The Avenida at last! Except where the narrow cross-streets debouched into it, every inch of the splendid roadway was boarded up and only the sidewalks, crowded with jostling humanity, remained. They were then making the underground railway from the Plaza Mayo to the Estacion Once. In this state for many months it continued, an eyesore and a source of illimitable dust and dirt to all the centre of the city. No more than a scrap of the dome of Congress, away to the west, was visible above the earthworks and barricades, while the Plaza Mayo, with the historic Independence Monument, was a scene of shapeless confusion.
I ventured along Maipú, where the ceaseless rattle of traffic is surely more disturbing than the battle whence it takes its name could have been. Longing for a quiet corner to rest, I regained my hotel, where my wife reminded me of a certain old Scotswoman who came to visit her daughter in London and was taken to Westminster Abbey. She had got as far as the choir and stood looking quietly at the massy columns and noble spring of the arches, the iridescent beauty of the windows, before she spoke, and then she said: “Weel, do ye ken, Jeenie, I’m awfu’ disappointed!”

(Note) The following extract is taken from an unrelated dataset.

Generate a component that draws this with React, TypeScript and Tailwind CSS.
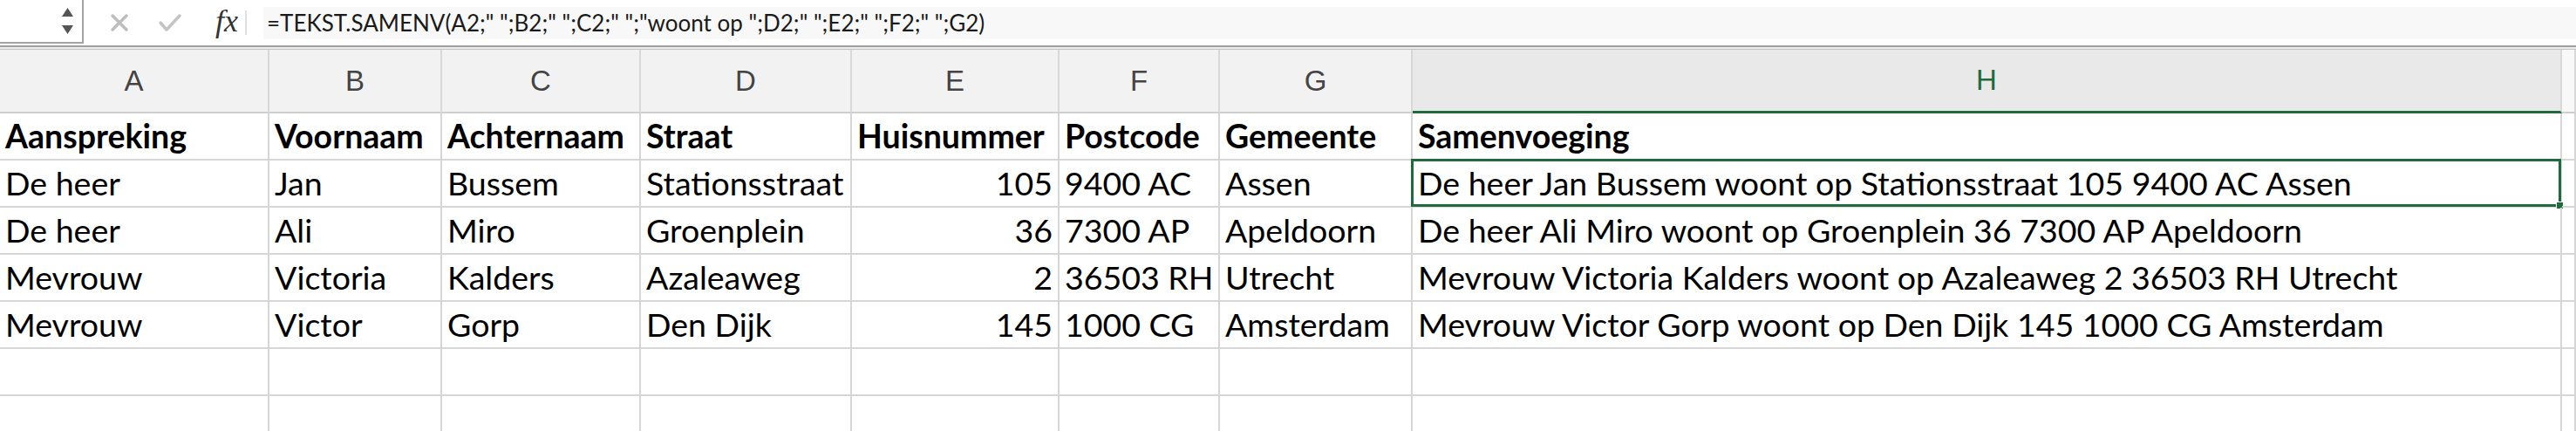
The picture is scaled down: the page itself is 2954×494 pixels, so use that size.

The afternoon was unpleasantly hot and enervating, but the evening was cool with a fresh and pleasant breeze. We were in a Latin city—the Paris of South America, we had heard it called—we were both lovers of Paris, my wife and I; so we sauntered out after dinner to take our ease at “some café, somewhere, in one of the squares.” But all seemed dead. A mere handful of stragglers in Florida; in the Avenida a few soft-hatted loungers, who stared at my wife with rude animal interest; no café anywhere in any square, where we were tempted to linger for a moment. So a coche rattled us back as quickly as possible to the already friendly hotel, going by way of Esmeralda and Corrientes, where the bright exteriors of some cinemas and other places of amusement punctuated the dulness with points of brightness.
It was no later than half-past nine, and we thought once more of that old Scotswoman in Westminster Abbey.